All over the Webb
by Greg Hitchcock 7.15.02

Chris Lear of Runner's World followed up on Sports Illustrated's report last month that high school mile record holder Alan Webb has ended his collegiate career at the University of Michigan to become an open professional.* University of Michigan coach Ron Warhurst is quoted as saying, "It's my understanding that Alan is definitely not returning to the University of Michigan and that he has signed with an agent to run professionally." His plans are to go to college near his Washington D.C. suburban home while training under his high school coach.

I recall last year that many people that I know in the running world were wondering why Webb did not just turn "pro" right after his 2001 Prefontaine Invitational recording setting 3:53.43 mile.

At the time, his ability seemed to be far beyond even the best collegians. Then came a good cross country showing, 11th at the NCAA championships, some injuries, and a 4th place finish in the NCAA 1500 meters—a disappointing start to his collegiate career (but one any other athlete would be ecstatic to have achieved).

The first question is whether Webb would have been better off never entering the collegiate world. From a financial standpoint, the answer is likely yes. He obviously left many hundreds of thousands of dollars on the table by enrolling at Michigan. One would hope that money is still on the table waiting for him as he launches into the future. Yet, in all sports there is a short shelf-life for maximum earning power and track is no different.

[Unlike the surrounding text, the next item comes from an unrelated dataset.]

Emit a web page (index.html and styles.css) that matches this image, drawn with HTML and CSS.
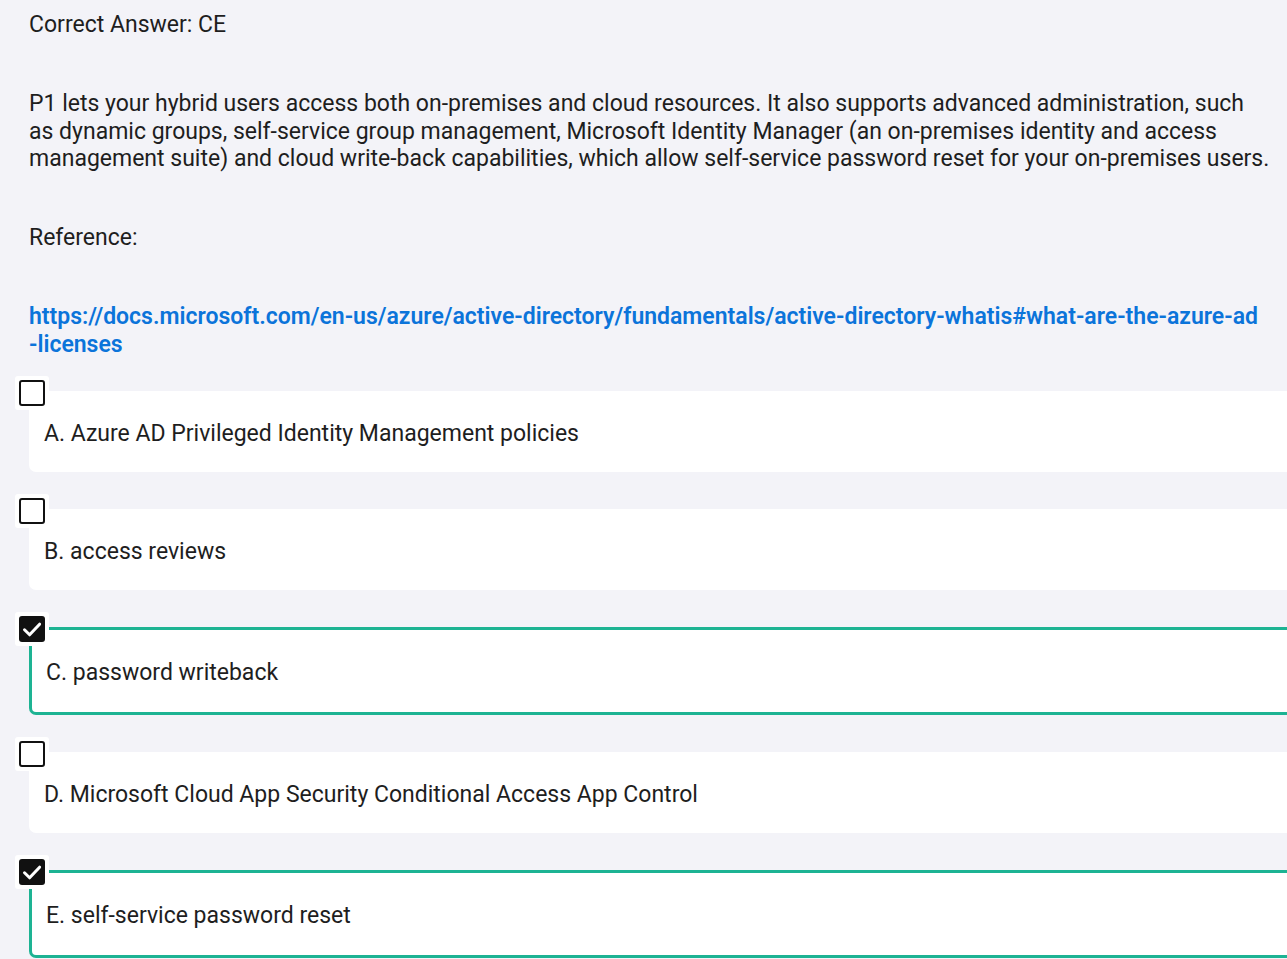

However, many athletes from various sports have concluded that the benefits of college and collegiate competition (i.e., a lower level of performance required) are better than the immediate financial rewards of the pro circuit. If the priority was to maximize his running ability and career, going to college was not the best decision. However, there are other things in life besides running, even at age 18, so it is difficult to say this was the wrong decision.

The reasons an athlete like Webb cannot maximize his ability in college as easily as he can on his own are summarized as follows. First, he does not have the high level competitors to push him during the collegiate season. Second and more importantly, he has to prepare for cross country (10K), then indoor track, then outdoor track and then he can go run against the world's best in Europe. This lack of focus and change of priorities is sure to work to the detriment of most performers. This is especially true of a runner carrying the expectations that Webb carts around the track. In contrast, a foreigner of similar ability could coast during the collegiate season and make everyone pretty happy with similar performances before shining in Europe in the summer.

The next question raised is whether Webb gave his collegiate experience enough time. I cannot say whether he picked the right program for himself, but one year is not enough to say whether he would have had a good collegiate career that led to a good professional career. Many freshmen have a hard time making the transition from the intense focus of the high school senior year to the new start in college. Being away from home, tougher classes, new foods, more difficult competition, higher mileage and a host of other factors also make the freshman year difficult. Many a runner (myself included) have been better runners as seniors in high school than freshmen in college.

As to the question that has been raised whether Webb will develop better by taking on the best international runners, I would simply point to the many top European and African runners who have developed just fine by doing exactly that. Indeed, that is the reason that many advocated that Webb skip right to the Grand Prix level circuit.

This is why Webb is likely doing the right thing by recognizing he made an error last year by going into a collegiate program. His focus is clearly on becoming the best runner he can be. In short, in college he has all of the pressure of college life plus the expectations that he compete each week at a top international level through four competition seasons. Life will be easier and better for him just focusing on being a top international runner two seasons a year. With the spotlight not shining so brightly on him in America, it is more likely that he will be a bright light on the European tracks.


*The NCAA still adheres to strict amateur rules, the only compensation allowed for NCAA competitors being the scholarships they receive. In contrast, track and field athletes left behind the (sh)amateur rules in the 1980s and remain eligible for Olympic level competitions even though they openly receive prizes, bonuses, appearance fees and endorsement contracts. NCAA athletes can compete against open runners but have to forego the money earned by the open athletes.